Work to be completed – Copy each line of the data below with the word "this".

Information provided –
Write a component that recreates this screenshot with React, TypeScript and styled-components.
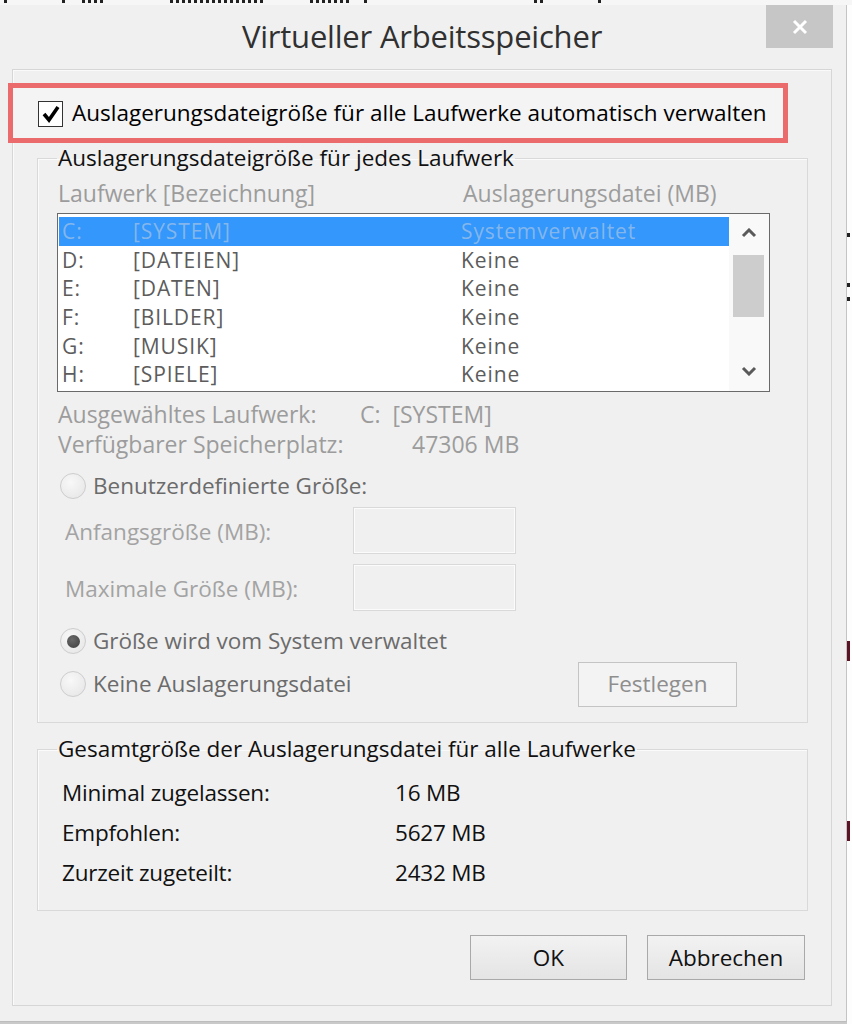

--

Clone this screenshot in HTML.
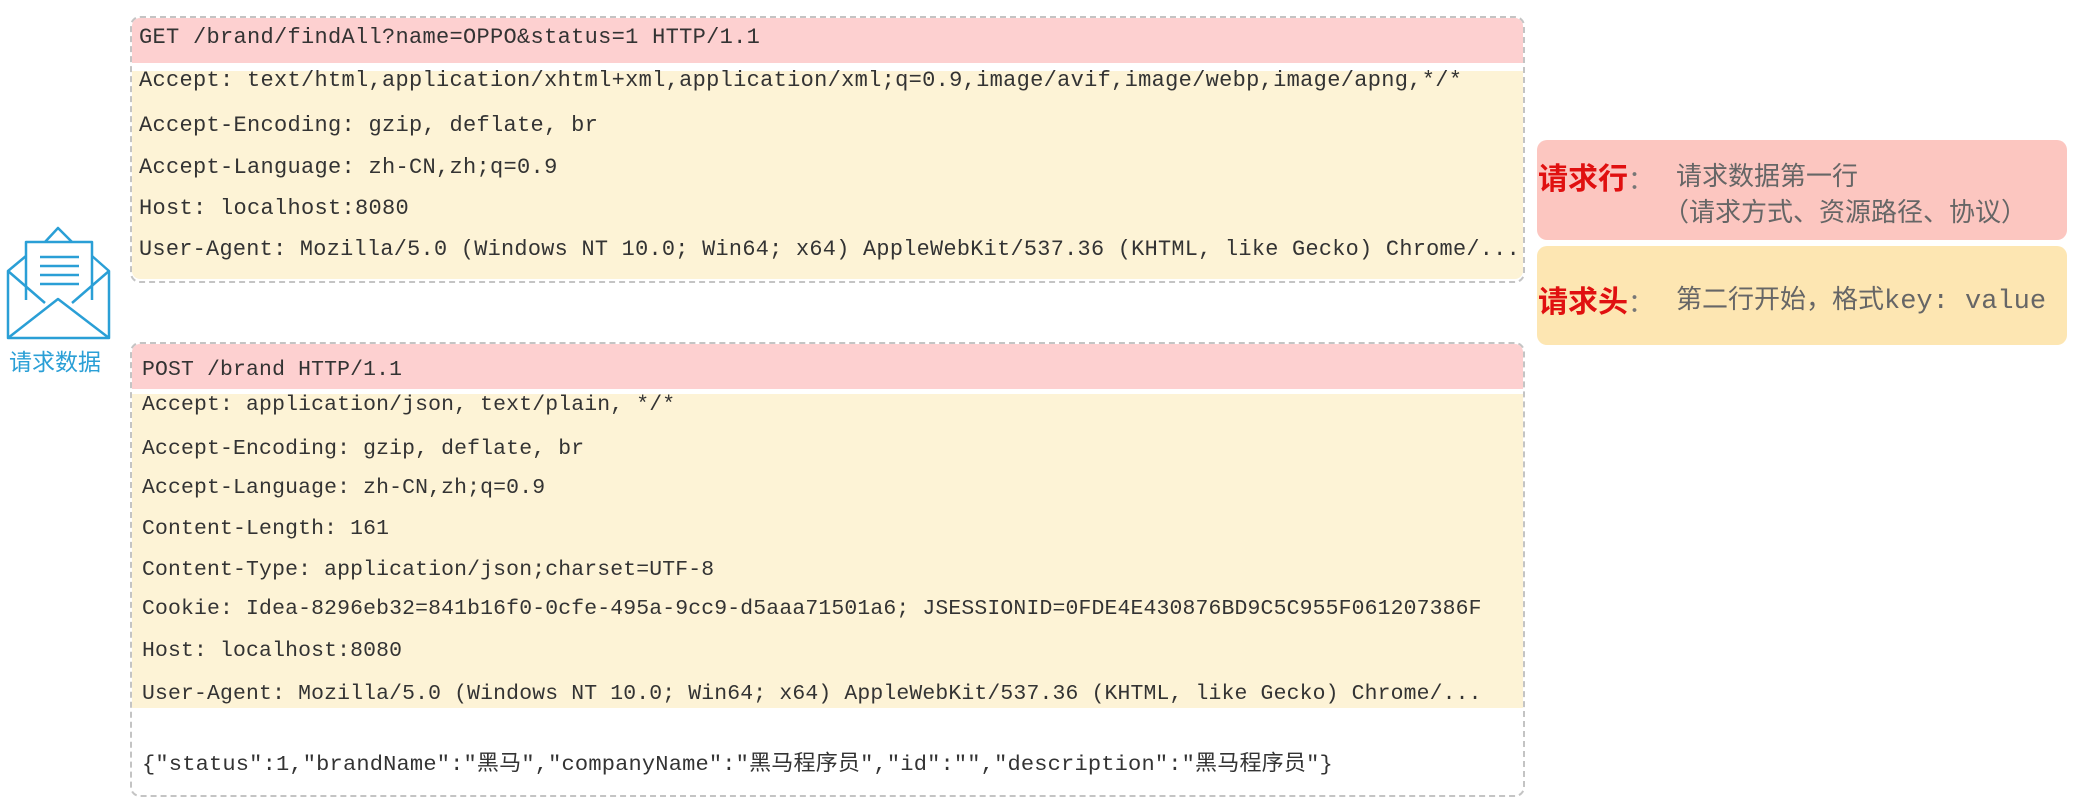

* * *

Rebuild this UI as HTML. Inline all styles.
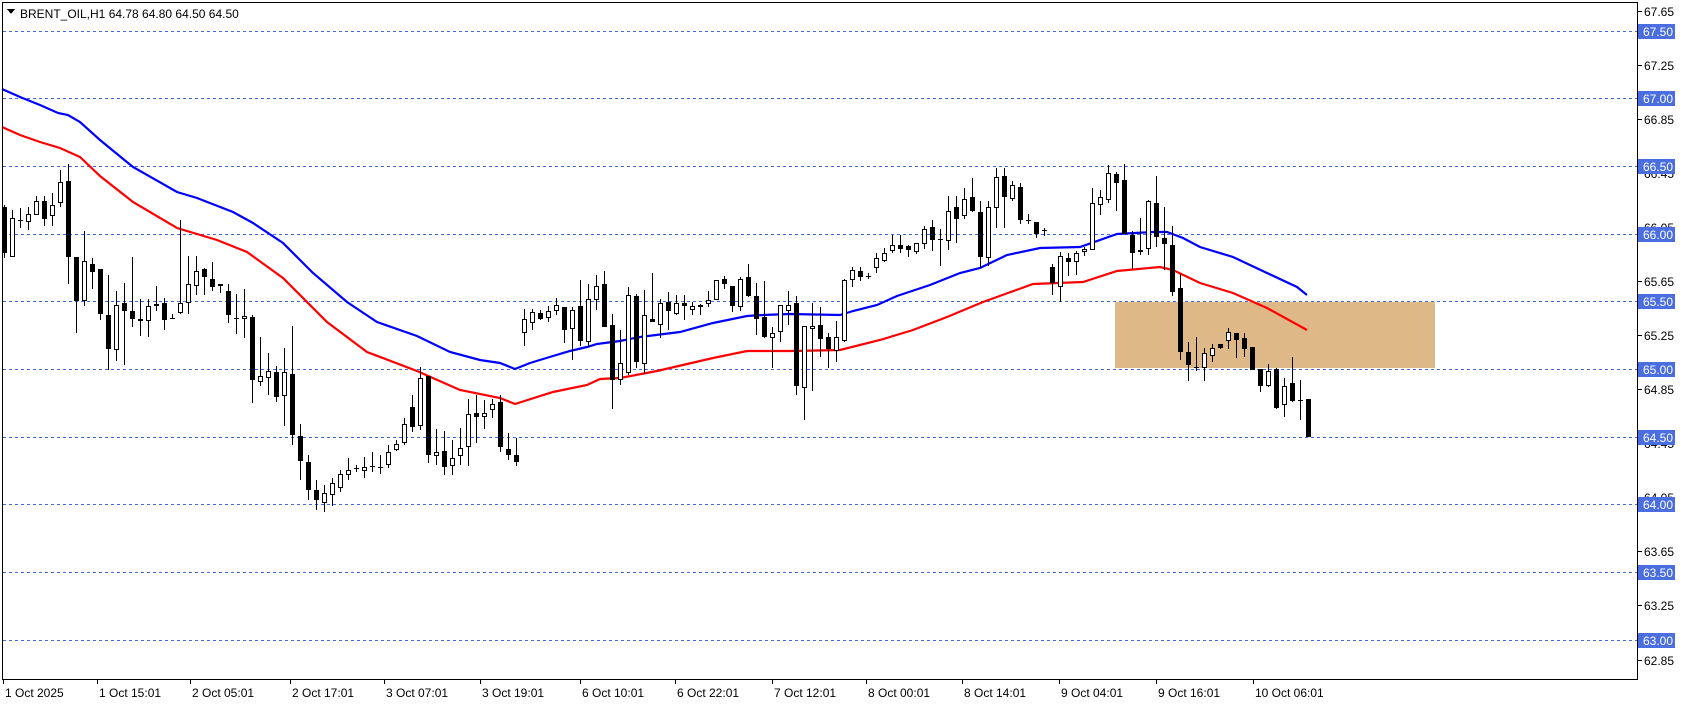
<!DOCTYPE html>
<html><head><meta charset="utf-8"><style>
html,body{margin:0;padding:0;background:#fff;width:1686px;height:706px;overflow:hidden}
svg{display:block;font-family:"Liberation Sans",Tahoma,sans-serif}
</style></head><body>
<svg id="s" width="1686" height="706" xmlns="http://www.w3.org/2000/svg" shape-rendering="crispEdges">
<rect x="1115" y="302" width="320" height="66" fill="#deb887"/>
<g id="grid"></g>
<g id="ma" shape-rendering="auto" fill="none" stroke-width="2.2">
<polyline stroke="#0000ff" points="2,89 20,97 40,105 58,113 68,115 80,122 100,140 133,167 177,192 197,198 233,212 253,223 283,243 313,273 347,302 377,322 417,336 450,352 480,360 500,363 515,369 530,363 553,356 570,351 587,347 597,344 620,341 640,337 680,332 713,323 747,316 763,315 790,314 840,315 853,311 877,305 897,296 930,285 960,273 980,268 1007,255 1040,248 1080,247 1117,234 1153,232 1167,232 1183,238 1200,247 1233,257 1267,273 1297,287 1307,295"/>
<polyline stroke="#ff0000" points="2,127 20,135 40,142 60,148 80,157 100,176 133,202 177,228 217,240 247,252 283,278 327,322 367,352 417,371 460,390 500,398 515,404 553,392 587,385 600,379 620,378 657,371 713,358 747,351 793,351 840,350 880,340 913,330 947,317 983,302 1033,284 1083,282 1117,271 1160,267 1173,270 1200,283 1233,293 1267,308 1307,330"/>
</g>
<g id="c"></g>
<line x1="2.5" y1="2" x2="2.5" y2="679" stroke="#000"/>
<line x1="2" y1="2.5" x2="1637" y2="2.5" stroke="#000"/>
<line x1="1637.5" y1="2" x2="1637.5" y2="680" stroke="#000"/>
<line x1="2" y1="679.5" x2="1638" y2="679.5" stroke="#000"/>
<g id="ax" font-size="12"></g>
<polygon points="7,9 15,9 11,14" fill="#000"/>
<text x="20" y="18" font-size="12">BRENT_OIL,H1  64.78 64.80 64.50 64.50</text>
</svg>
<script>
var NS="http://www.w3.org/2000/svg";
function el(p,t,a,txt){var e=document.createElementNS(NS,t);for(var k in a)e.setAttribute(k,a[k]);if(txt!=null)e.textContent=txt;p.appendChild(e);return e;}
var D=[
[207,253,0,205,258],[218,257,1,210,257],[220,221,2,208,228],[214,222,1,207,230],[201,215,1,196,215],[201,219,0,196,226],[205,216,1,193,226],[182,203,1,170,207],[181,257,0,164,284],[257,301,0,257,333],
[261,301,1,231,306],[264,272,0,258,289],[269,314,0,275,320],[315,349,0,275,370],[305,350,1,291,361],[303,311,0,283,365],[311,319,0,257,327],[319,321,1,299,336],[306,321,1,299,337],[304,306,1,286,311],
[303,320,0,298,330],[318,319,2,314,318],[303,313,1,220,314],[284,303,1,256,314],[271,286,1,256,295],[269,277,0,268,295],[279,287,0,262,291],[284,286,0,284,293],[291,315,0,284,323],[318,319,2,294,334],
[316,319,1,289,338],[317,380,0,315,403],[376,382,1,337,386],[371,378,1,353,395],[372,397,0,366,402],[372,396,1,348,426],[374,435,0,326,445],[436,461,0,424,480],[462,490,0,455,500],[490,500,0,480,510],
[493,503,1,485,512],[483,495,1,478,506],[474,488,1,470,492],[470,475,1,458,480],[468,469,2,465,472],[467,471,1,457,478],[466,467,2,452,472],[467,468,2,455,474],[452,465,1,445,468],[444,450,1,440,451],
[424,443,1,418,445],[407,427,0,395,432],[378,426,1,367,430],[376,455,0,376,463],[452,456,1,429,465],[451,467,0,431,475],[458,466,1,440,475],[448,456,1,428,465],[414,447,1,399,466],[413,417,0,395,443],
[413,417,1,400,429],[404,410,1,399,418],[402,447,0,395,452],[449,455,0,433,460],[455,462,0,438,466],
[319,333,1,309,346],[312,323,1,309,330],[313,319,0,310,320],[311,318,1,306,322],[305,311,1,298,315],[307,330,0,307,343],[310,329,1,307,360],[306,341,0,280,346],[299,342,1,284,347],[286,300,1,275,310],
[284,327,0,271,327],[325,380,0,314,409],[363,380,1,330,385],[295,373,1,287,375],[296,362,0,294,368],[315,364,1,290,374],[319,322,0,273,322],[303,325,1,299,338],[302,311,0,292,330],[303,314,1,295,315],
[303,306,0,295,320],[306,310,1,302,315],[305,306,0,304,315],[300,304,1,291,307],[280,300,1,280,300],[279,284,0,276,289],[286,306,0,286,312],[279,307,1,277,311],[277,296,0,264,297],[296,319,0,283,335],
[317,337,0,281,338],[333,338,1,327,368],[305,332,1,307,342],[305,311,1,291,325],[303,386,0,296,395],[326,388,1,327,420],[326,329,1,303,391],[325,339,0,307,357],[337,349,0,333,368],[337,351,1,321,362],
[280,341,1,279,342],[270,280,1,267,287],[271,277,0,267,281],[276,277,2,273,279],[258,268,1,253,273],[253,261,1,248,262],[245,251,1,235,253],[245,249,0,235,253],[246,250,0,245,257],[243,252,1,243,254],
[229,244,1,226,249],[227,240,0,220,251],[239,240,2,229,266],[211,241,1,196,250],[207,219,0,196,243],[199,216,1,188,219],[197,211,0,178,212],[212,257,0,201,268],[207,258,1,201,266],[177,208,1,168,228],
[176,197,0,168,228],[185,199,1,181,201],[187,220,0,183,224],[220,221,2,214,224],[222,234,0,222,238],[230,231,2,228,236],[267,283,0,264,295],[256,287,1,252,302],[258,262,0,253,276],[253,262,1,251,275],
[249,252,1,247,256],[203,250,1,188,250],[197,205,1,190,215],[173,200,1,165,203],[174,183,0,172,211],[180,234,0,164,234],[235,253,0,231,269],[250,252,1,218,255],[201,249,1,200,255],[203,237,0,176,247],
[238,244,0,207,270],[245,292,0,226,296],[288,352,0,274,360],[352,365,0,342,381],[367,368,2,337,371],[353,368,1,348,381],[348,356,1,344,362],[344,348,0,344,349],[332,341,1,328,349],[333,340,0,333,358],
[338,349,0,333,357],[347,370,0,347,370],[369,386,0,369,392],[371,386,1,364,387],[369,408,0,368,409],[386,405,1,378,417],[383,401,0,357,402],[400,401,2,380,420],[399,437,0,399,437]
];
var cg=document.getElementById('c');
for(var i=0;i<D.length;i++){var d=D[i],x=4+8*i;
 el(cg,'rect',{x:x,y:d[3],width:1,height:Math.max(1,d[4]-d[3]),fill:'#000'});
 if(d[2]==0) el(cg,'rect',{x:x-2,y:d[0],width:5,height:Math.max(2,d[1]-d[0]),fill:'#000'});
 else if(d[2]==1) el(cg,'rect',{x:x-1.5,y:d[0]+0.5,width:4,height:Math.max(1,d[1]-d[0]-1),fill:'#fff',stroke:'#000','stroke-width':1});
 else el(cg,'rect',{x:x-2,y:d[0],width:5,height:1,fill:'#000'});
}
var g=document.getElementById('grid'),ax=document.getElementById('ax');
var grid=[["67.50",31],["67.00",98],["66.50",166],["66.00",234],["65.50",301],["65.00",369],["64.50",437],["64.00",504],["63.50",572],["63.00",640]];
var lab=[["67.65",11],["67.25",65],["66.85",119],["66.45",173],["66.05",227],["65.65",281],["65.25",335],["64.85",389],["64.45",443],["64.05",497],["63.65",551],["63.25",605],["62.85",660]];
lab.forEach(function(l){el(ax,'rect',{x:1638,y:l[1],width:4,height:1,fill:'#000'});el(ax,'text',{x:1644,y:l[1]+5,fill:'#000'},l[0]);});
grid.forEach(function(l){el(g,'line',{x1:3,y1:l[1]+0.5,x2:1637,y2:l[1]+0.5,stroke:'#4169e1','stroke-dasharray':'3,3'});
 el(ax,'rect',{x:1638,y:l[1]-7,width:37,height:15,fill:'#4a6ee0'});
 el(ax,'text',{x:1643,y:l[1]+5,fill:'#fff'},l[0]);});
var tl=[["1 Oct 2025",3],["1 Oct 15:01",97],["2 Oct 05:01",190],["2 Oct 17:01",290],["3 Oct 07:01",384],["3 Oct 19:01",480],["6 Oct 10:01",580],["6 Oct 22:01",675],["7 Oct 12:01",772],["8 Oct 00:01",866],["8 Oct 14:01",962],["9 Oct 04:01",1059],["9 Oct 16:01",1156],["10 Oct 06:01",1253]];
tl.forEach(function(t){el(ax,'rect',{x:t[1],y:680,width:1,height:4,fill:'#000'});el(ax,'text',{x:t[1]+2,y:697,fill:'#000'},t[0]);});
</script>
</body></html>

Answer below –
Write a component that recreates this screenshot with React, TypeScript and styled-components.
Clone this screenshot in HTML.
Rebuild this UI as HTML. Inline all styles.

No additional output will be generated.